消費税10%時に低所得者へ給付金 軽減税率の代案 財務省

 生活必需品の消費税率を低く抑える「軽減税率」をめぐり、平成29年4月の消費税10%への増税時の導入を見送った上で、軽減税率に代わる低所得者対策として、給付金を支給する案を財務省が検討していることが4日分かった。給付金にすると、事業者の事務負担の増加が避けられ、支給対象に所得制限を設けることができる。

 自民、公明両党が来週にも再開する軽減税率の制度設計を検討する協議会で提示するとみられる。だが、公明党は低所得者対策で軽減税率導入を強く訴えており、調整は難航しそうだ。

 法律では、消費税率の引き上げに際し、低所得者への配慮が規定され、税率8%への増税時にも「簡素な給付措置」を実施。検討案は、それを10%増税時にも適用する形になる。

 軽減税率には複数の税率が混在して事業者の事務負担が増えるほか、低所得者対策にもかかわらず、恩恵が高所得者にも及ぶことなどの課題があった。検討案は事業者負担が避けられるなどの利点がある一方、給付の要件や世帯ごとの給付金額などの制度設計が課題になる。

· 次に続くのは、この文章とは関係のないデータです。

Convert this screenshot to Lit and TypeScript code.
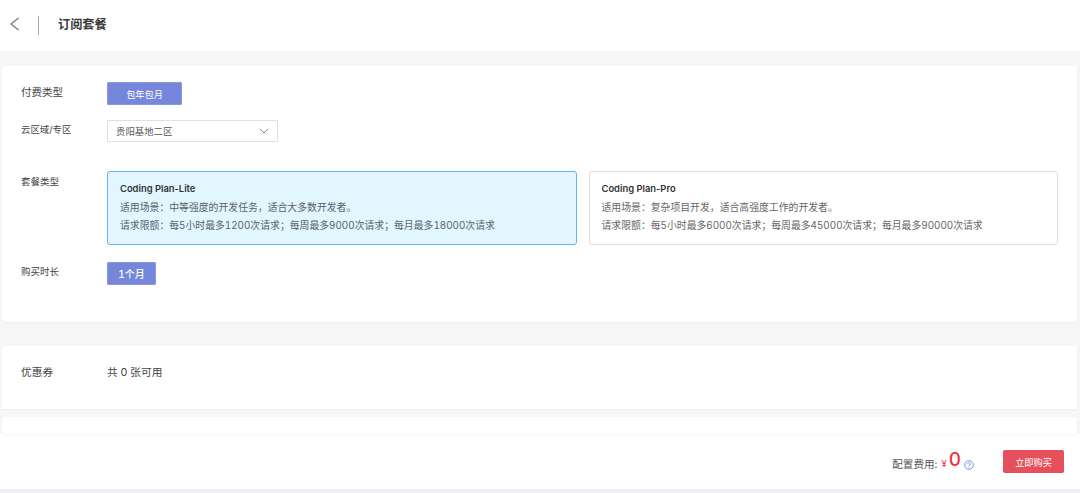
import { LitElement, html, css } from "lit";
import { customElement } from "lit/decorators.js";

const plans = [
  { name: "Coding Plan-Lite", scene: "适用场景：中等强度的开发任务，适合大多数开发者。", quota: "请求限额：每5小时最多1200次请求；每周最多9000次请求；每月最多18000次请求", on: true },
  { name: "Coding Plan-Pro", scene: "适用场景：复杂项目开发，适合高强度工作的开发者。", quota: "请求限额：每5小时最多6000次请求；每周最多45000次请求；每月最多90000次请求", on: false },
];

@customElement("app-root")
export class AppRoot extends LitElement {
  static styles = css`
    :host { display: block; width: 1080px; height: 493px; overflow: hidden; background: #f6f6f6; font-family: "Inter", "Noto Sans CJK SC", sans-serif; color: #333; font-variant-numeric: tabular-nums; }
    .header { height: 51px; background: #fff; display: flex; align-items: center; padding: 0 0 1px 9px; box-sizing: border-box; }
    .back { width: 12px; height: 16px; display: block; margin-bottom: 2px; }
    .vr { width: 1px; height: 19px; background: #a8a8a8; margin-left: 17px; }
    .title { margin-left: 19px; font-size: 12.2px; font-weight: 700; color: #3a3a3a; line-height: 16px; }
    .main { padding: 15px 3px 0 2px; display: flex; flex-direction: column; }
    .card { background: #fff; border-radius: 2px; box-shadow: 0 1px 2px rgba(0,0,0,.04); }
    .config { height: 256px; box-sizing: border-box; padding: 16px 19px 0 19px; display: flex; flex-direction: column; }
    .row { display: flex; }
    .label { width: 86px; flex: none; font-size: 10.5px; color: #444; line-height: 22px; }
    .btn { height: 23px; box-sizing: border-box; border-radius: 1px; background: #7586db; color: #fff; font-size: 9.2px; display: flex; align-items: center; justify-content: center; border: 1px solid #8a99e2; }
    .b-year { width: 75px; }
    .b-month { width: 49px; font-size: 10px; font-weight: 500; }
    .region { margin-top: 15px; }
    .region .label { font-size: 9.4px; line-height: 20px; }
    .select { width: 171px; height: 22px; box-sizing: border-box; border: 1px solid #e0e0e0; border-radius: 1px; display: flex; align-items: center; justify-content: space-between; padding: 0 8px; font-size: 9.4px; color: #555; }
    .chev { width: 10px; height: 6px; display: block; }
    .types { margin-top: 29px; }
    .types .label { font-size: 9.5px; line-height: 22px; }
    .plans { display: flex; gap: 12px; flex: 1; }
    .plan { flex: 1; height: 74px; box-sizing: border-box; border: 1px solid #dedede; border-radius: 3px; padding: 10px 12px 0 12px; font-size: 9.85px; color: #666; background: #fff; line-height: 18px; white-space: nowrap; }
    .plan.on { background: #e1f6ff; border-color: #63b2f7; color: #5a6268; }
    .plan-name { font-weight: 600; color: #333; font-size: 9.4px; line-height: 14px; margin-bottom: 2px; font-variant-numeric: normal; }
    .duration { margin-top: 17px; }
    .duration .label { font-size: 9.5px; line-height: 20px; }
    .coupon { margin-top: 24px; height: 63px; box-sizing: border-box; padding: 18px 19px 0; display: flex; }
    .coupon .label { font-size: 10.7px; line-height: 18px; }
    .coupon .val { font-size: 10.7px; line-height: 18px; color: #444; }
    .stub { margin-top: 8px; height: 17px; }
    .footer { height: 55px; background: #fff; display: flex; align-items: center; justify-content: flex-end; padding-right: 16px; box-sizing: border-box; }
    .fee { font-size: 10.6px; color: #555; margin-top: 4px; }
    .yen { font-size: 9.5px; color: #f2303d; margin-left: 4px; margin-top: 4px; }
    .amt { font-size: 19px; font-weight: 500; color: #f2303d; margin-left: 2px; line-height: 22px; margin-top: -3px; }
    .help { width: 10px; height: 10px; display: block; margin-left: 3px; margin-top: 6px; }
    .buy { width: 61px; height: 23px; margin-left: 29px; background: #e6505c; color: #fff; font-size: 9.2px; border-radius: 2px; display: flex; align-items: center; justify-content: center; }
    .rest { height: 4px; background: #f0f0f4; }
  `;

  render() {
    return html`
      <div class="header">
        <svg class="back" viewBox="0 0 12 16" fill="none" stroke="#777" stroke-width="1.2"><path d="M9.5 2 L2 8 L9.5 14"/></svg>
        <div class="vr"></div>
        <div class="title">订阅套餐</div>
      </div>
      <div class="main">
        <div class="card config">
          <div class="row">
            <div class="label">付费类型</div>
            <div class="btn b-year">包年包月</div>
          </div>
          <div class="row region">
            <div class="label">云区域/专区</div>
            <div class="select">
              <span>贵阳基地二区</span>
              <svg class="chev" viewBox="0 0 10 6" fill="none" stroke="#888" stroke-width="1"><path d="M1 .8 L5 5 L9 .8"/></svg>
            </div>
          </div>
          <div class="row types">
            <div class="label">套餐类型</div>
            <div class="plans">
              ${plans.map(p => html`
                <div class="plan ${p.on ? "on" : ""}">
                  <div class="plan-name">${p.name}</div>
                  <div>${p.scene}</div>
                  <div>${p.quota}</div>
                </div>`)}
            </div>
          </div>
          <div class="row duration">
            <div class="label">购买时长</div>
            <div class="btn b-month">1个月</div>
          </div>
        </div>
        <div class="card coupon">
          <div class="label">优惠券</div>
          <div class="val">共 0 张可用</div>
        </div>
        <div class="card stub"></div>
      </div>
      <div class="footer">
        <span class="fee">配置费用:</span>
        <span class="yen">¥</span>
        <span class="amt">0</span>
        <svg class="help" viewBox="0 0 10 10" fill="none" stroke="#6d8fe0" stroke-width=".9"><circle cx="5" cy="5" r="4.3"/><path d="M3.6 4 C3.6 2.2 6.4 2.2 6.4 3.9 C6.4 5 5 5 5 6.2"/><path d="M5 7 V7.9"/></svg>
        <div class="buy">立即购买</div>
      </div>
      <div class="rest"></div>
    `;
  }
}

 自民、公明両党は25年に軽減税率の導入に合意したが、早期導入を強く主張する公明党と、代替財源や事業者の事務負担を懸念する自民党との間で隔たりが大きかった。今回の検討案が提示された場合、自民党は容認するとみられるが、公明党は買い物時の負担軽減が実感できないとして反発する可能性もある。